UP-21 A direct comparison of prostate cancer prediction models in a population undergoing multiparametric magnetic resonance imaging and only transperineal prostate biopsy
Thursday June 27, 2019 from
TBD
Presenter

Paul N Doan, Australia

Senior Resident Medical Officer

Westmead Hospital

Abstract

A direct comparison of prostate cancer prediction models in a population undergoing multiparametric magnetic resonance imaging and only transperineal prostate biopsy

Paul Doan1,2, John Lahoud1, Lawrence H Kim1,2, Manish I Patel1,2.

1Urology, Westmead Hospital, Sydney, Australia; 2Surgery, The University of Sydney, Sydney, Australia

Introduction: To externally validate and compare the performance of the European Randomized Study of Screening for Prostate cancer risk calculator 3/4 (ERSPC-RC3/4), the Prostate Biopsy Collaborative Group risk calculator (PBCG RC) and the van Leeuwen model to determine which prediction model would perform the best in a contemporary Australian cohort undergoing only transperineal biopsy.

Methods: A retrospective review identified all patients undergoing transperineal biopsy across two centres. Of the 797 men identified, 373 had the data required to test all three risk calculators. The probability of clinically significant prostate cancer (csPC), defined as ISUPGG>1 was calculated for each patient. For each prediction model discrimination was assessed by area under the curve (AUC), calibration by numerical and graphical summaries and net benefit by decision curve analysis.

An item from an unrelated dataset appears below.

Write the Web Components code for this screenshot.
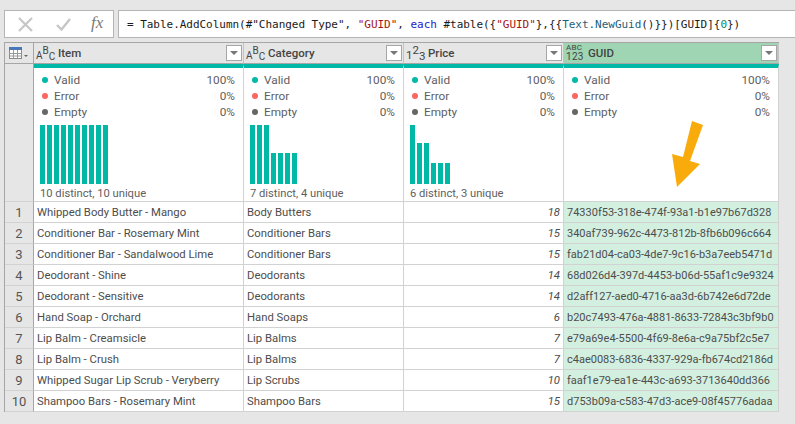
<!DOCTYPE html>
<html>
<head>
<meta charset="utf-8">
<style>
  html, body { margin: 0; padding: 0; background: #e6e6e6; }
  body { width: 795px; height: 424px; overflow: hidden; font-family: Roboto, "Noto Sans", sans-serif; }
</style>
</head>
<body>
<pq-app></pq-app>
<script>
var PROFILE_COLS = [
  { name: "Item", type: "abc", bars: [59,59,59,59,59,59,59,59,59,59], label: "10 distinct, 10 unique" },
  { name: "Category", type: "abc", bars: [59,59,59,31,31,31,31], label: "7 distinct, 4 unique" },
  { name: "Price", type: "num", bars: [59,41,41,21,21,21], label: "6 distinct, 3 unique" },
  { name: "GUID", type: "any", bars: [], label: "", active: true }
];

var ROWS = [
  ["Whipped Body Butter - Mango", "Body Butters", "18", "74330f53-318e-474f-93a1-b1e97b67d328"],
  ["Conditioner Bar - Rosemary Mint", "Conditioner Bars", "15", "340af739-962c-4473-812b-8fb6b096c664"],
  ["Conditioner Bar - Sandalwood Lime", "Conditioner Bars", "15", "fab21d04-ca03-4de7-9c16-b3a7eeb5471d"],
  ["Deodorant - Shine", "Deodorants", "14", "68d026d4-397d-4453-b06d-55af1c9e9324"],
  ["Deodorant - Sensitive", "Deodorants", "14", "d2aff127-aed0-4716-aa3d-6b742e6d72de"],
  ["Hand Soap - Orchard", "Hand Soaps", "6", "b20c7493-476a-4881-8633-72843c3bf9b0"],
  ["Lip Balm - Creamsicle", "Lip Balms", "7", "e79a69e4-5500-4f69-8e6a-c9a75bf2c5e7"],
  ["Lip Balm - Crush", "Lip Balms", "7", "c4ae0083-6836-4337-929a-fb674cd2186d"],
  ["Whipped Sugar Lip Scrub - Veryberry", "Lip Scrubs", "10", "faaf1e79-ea1e-443c-a693-3713640dd366"],
  ["Shampoo Bars - Rosemary Mint", "Shampoo Bars", "15", "d753b09a-c583-47d3-ace9-08f45776adaa"]
];

class PqFormulaBar extends HTMLElement {
  constructor() {
    super();
    this.attachShadow({ mode: "open" });
    this.shadowRoot.innerHTML = `
<style>
  :host { display: flex; gap: 4px; height: 28px; margin-left: 4px; }
  .btns {
    width: 110px; box-sizing: border-box; background: #fff; border: 1px solid #b4b4b4;
    display: flex; align-items: center; padding-left: 13px;
  }
  .btns svg { display: block; }
  .x { margin-right: 23px; }
  .ok { margin-right: 20px; }
  .fx { font: italic 17px "Liberation Serif", serif; color: #7a7a7a; margin-top: -3px; }
  .formula {
    flex: 1; box-sizing: border-box; background: #fff; border: 1px solid #b4b4b4; border-right: 0;
    font: 11px "DejaVu Sans Mono", monospace; letter-spacing: -.03px; color: #1a1a1a;
    display: flex; align-items: center; padding-left: 8px; white-space: pre;
  }
  .s { color: #a31515; }
  .k { color: #2222cc; }
  .f { color: #1f5f7a; }
  .n { color: #098658; }
</style>
<div class="btns">
  <svg class="x" width="15" height="15" viewBox="0 0 15 15"><path d="M1 1 L14 14 M14 1 L1 14" stroke="#c6c6c6" stroke-width="2.2" fill="none"/></svg>
  <svg class="ok" width="15" height="13" viewBox="0 0 15 13"><path d="M1 7 L5.500 11.500 L14 1" stroke="#c6c6c6" stroke-width="2.4" fill="none"/></svg>
  <span class="fx">fx</span>
</div>
<div class="formula"><span>= Table.AddColumn(#"Changed Type", <span class="s">"GUID"</span>, <span class="k">each</span> #table({<span class="s">"GUID"</span>},{{<span class="f">Text.NewGuid</span>()}})[GUID]{<span class="n">0</span>})</span></div>`;
  }
}
customElements.define("pq-formula-bar", PqFormulaBar);

class PqColHeader extends HTMLElement {
  constructor() {
    super();
    this.attachShadow({ mode: "open" });
  }
  connectedCallback() {
    var type = this.getAttribute("type");
    var icon = "";
    if (type === "abc") {
      icon = '<span class="t abc letters"><i>A</i><i class="up">B</i><i class="dn">C</i></span>';
    } else if (type === "num") {
      icon = '<span class="t abc"><i>1</i><i class="up">2</i><i class="dn">3</i></span>';
    } else {
      icon = '<span class="t any"><b>ABC</b><b class="big">123</b></span>';
    }
    this.shadowRoot.innerHTML = `
<style>
  :host {
    display: flex; align-items: center; height: 21px; box-sizing: border-box;
    background: #e6e6e6; border-right: 1px solid #c4c4c4; border-bottom: 1px solid #a6a6a6;
    font-size: 11.500px; font-weight: 500; color: #444; padding-right: 1px;
  }
  :host([active]) { background: #9fd5b2; }
  .t { width: 20px; margin-left: 2px; flex: none; color: #444; }
  .abc { display: flex; line-height: 1; font-weight: 400; height: 20px; align-items: center; }
  .abc i { font-style: normal; font-size: 11.500px; margin-top: 5px; }
  .abc .up { margin-top: -5px; }
  .abc .dn { margin-top: 8px; }
  .letters i { font-size: 10px; }
  .any { display: flex; flex-direction: column; font-size: 8px; line-height: 8px; letter-spacing: .3px; }
  .any b { font-weight: 400; display: block; }
  .any .big { font-size: 10px; line-height: 10px; }
  .name { flex: 1; margin-left: 2px; }
  .drop {
    width: 16px; height: 16px; box-sizing: border-box; background: #fff; border: 1px solid #a6a6a6;
    display: flex; align-items: center; justify-content: center;
  }
  .drop::after {
    content: ""; border-left: 4px solid transparent; border-right: 4px solid transparent;
    border-top: 4px solid #777;
  }
</style>
${icon}<span class="name"><slot></slot></span><span class="drop"></span>`;
  }
}
customElements.define("pq-col-header", PqColHeader);

class PqProfile extends HTMLElement {
  constructor() {
    super();
    this.attachShadow({ mode: "open" });
  }
  connectedCallback() {
    var bars = JSON.parse(this.getAttribute("bars") || "[]");
    var barHtml = bars.map(function(h) {
      return '<span class="bar" style="height:' + h + 'px"></span>';
    }).join("");
    var stat = function(cls, label, pct) {
      return '<div class="stat"><span class="dot ' + cls + '"></span><span class="lb">' + label + '</span><span>' + pct + '</span></div>';
    };
    this.shadowRoot.innerHTML = `
<style>
  :host {
    display: flex; flex-direction: column; box-sizing: border-box; height: 138px; background: #fff;
    border-top: 4px solid #00b8a6; border-right: 1px solid #d2d2d2; border-bottom: 1px solid #d2d2d2;
    padding: 4px 8px 0 6px; font-size: 11.800px; color: #606060;
  }
  .stat { display: flex; align-items: center; height: 16px; line-height: 16px; }
  .lb { flex: 1; }
  .dot { width: 6px; height: 6px; border-radius: 50%; margin: 0 6px 0 2px; }
  .valid { background: #00b8a6; }
  .error { background: #fb6663; }
  .empty { background: #666; }
  .bars { display: flex; align-items: flex-end; gap: 2px; height: 59px; margin: 5px 0 0 0; }
  .bar { width: 5px; background: #00b8a6; }
  .label { height: 16px; line-height: 16px; margin: 2px 0 0 0; white-space: nowrap; font-size: 11.200px; }
</style>
${stat("valid", "Valid", "100%")}${stat("error", "Error", "0%")}${stat("empty", "Empty", "0%")}
<div class="bars">${barHtml}</div>
<div class="label">${this.getAttribute("label") || ""}</div>`;
  }
}
customElements.define("pq-profile", PqProfile);

class PqCell extends HTMLElement {
  constructor() {
    super();
    this.attachShadow({ mode: "open" });
    this.shadowRoot.innerHTML = `
<style>
  :host {
    display: block; box-sizing: border-box; height: 21px; line-height: 22px; padding: 0 3px 0 3px;
    background: #fff; color: #4d4d4d; font-size: 11.300px; white-space: nowrap; overflow: hidden;
    border-right: 1px solid #d2d2d2; border-bottom: 1px solid #d2d2d2;
  }
  :host([kind="num"]) { text-align: right; font-style: italic; padding-right: 3px; }
  :host([kind="guid"]) { background: #d3efe0; font-size: 11px; }
  :host([kind="index"]) {
    background: #e6e6e6; text-align: center; font-size: 13px; color: #555;
    border-right: 1px solid #a6a6a6; padding: 0;
  }
</style>
<slot></slot>`;
  }
}
customElements.define("pq-cell", PqCell);

class PqGrid extends HTMLElement {
  constructor() {
    super();
    this.attachShadow({ mode: "open" });
    var html = `
<style>
  :host {
    display: grid; grid-template-columns: 29px 210px 160px 160px 215px; width: 775px;
    box-sizing: border-box; margin: 4px 0 0 4px;
    border-top: 1px solid #a6a6a6; border-left: 1px solid #a6a6a6;
  }
  .corner {
    display: flex; align-items: center; justify-content: center; height: 21px; box-sizing: border-box;
    background: #e6e6e6; border-right: 1px solid #a6a6a6; border-bottom: 1px solid #a6a6a6;
  }
  .side {
    background: #e6e6e6; border-right: 1px solid #a6a6a6; border-bottom: 1px solid #d2d2d2;
    box-sizing: border-box;
  }
</style>
<div class="corner">
  <svg width="20" height="12" viewBox="0 0 20 12">
    <rect x="0.500" y="0.500" width="12" height="11" fill="#fff" stroke="#8a8a8a"/>
    <rect x="0" y="0" width="13" height="3" fill="#4a78b8"/>
    <path d="M0.500 6.500H12.500M0.500 9H12.500M4.500 3V11.500M8.500 3V11.500" stroke="#9a9a9a" fill="none"/>
    <path d="M15 8H19L17 10Z" fill="#666"/>
  </svg>
</div>`;
    PROFILE_COLS.forEach(function(c) {
      html += '<pq-col-header type="' + c.type + '"' + (c.active ? " active" : "") + ">" + c.name + "</pq-col-header>";
    });
    html += '<div class="side"></div>';
    PROFILE_COLS.forEach(function(c) {
      html += "<pq-profile bars='" + JSON.stringify(c.bars) + "' label='" + c.label + "'></pq-profile>";
    });
    ROWS.forEach(function(r, i) {
      html += '<pq-cell kind="index">' + (i + 1) + "</pq-cell>";
      html += "<pq-cell>" + r[0] + "</pq-cell>";
      html += "<pq-cell>" + r[1] + "</pq-cell>";
      html += '<pq-cell kind="num">' + r[2] + "</pq-cell>";
      html += '<pq-cell kind="guid">' + r[3] + "</pq-cell>";
    });
    this.shadowRoot.innerHTML = html;
  }
}
customElements.define("pq-grid", PqGrid);

class PqApp extends HTMLElement {
  constructor() {
    super();
    this.attachShadow({ mode: "open" });
    this.shadowRoot.innerHTML = `
<style>
  :host { display: block; position: relative; padding-top: 10px; width: 795px; height: 424px; box-sizing: border-box; }
  /* callout drawn on top of the grid */
  .arrow { position: absolute; left: 0; top: 0; pointer-events: none; }
</style>
<pq-formula-bar></pq-formula-bar>
<pq-grid></pq-grid>
<svg class="arrow" width="795" height="424" viewBox="0 0 795 424">
  <path d="M692 121 L703 125 L690 161 L700 164 L677 187 L672 154 L683 157 Z" fill="#f9ab0c"/>
</svg>`;
  }
}
customElements.define("pq-app", PqApp);
</script>
</body>
</html>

Results: Discrimination for detecting csPC showed the AUC of the ERSPC-RC3/4 to be 0.79(95%CI: 0.74-0.84), van Leeuwen to be 0.810.81(95%CI: 0.77-0.86) and the PBCG RC to be 0.68(95%CI: 0.63-0.74) compared to PSA alone which was 0.58(95%CI: 0.52-0.65). The ERSPC-RC3/4 was the best calibrated in the clinically relevant range of 12.5-50% whilst the van Leeuwen model was the best calibrated in the lower risk range of 0-25%. The van Leeuwen model demonstrated the greatest net benefit from 10% risk onwards, followed closely by the ERSPC-RC3/4 and then the PBCG model.

Conclusion: The ERPSC-RC3/4 demonstrated good performance and was comparable to the van Leeuwen model in all domains of discrimination, calibration and net benefit for an Australian population undergoing transperineal prostate biopsy. It is one of the most accessible risk calculators with an easy to use online platform, thus we recommend the use of  the ERSPC-RC3/4 to predict risk in the clinical setting.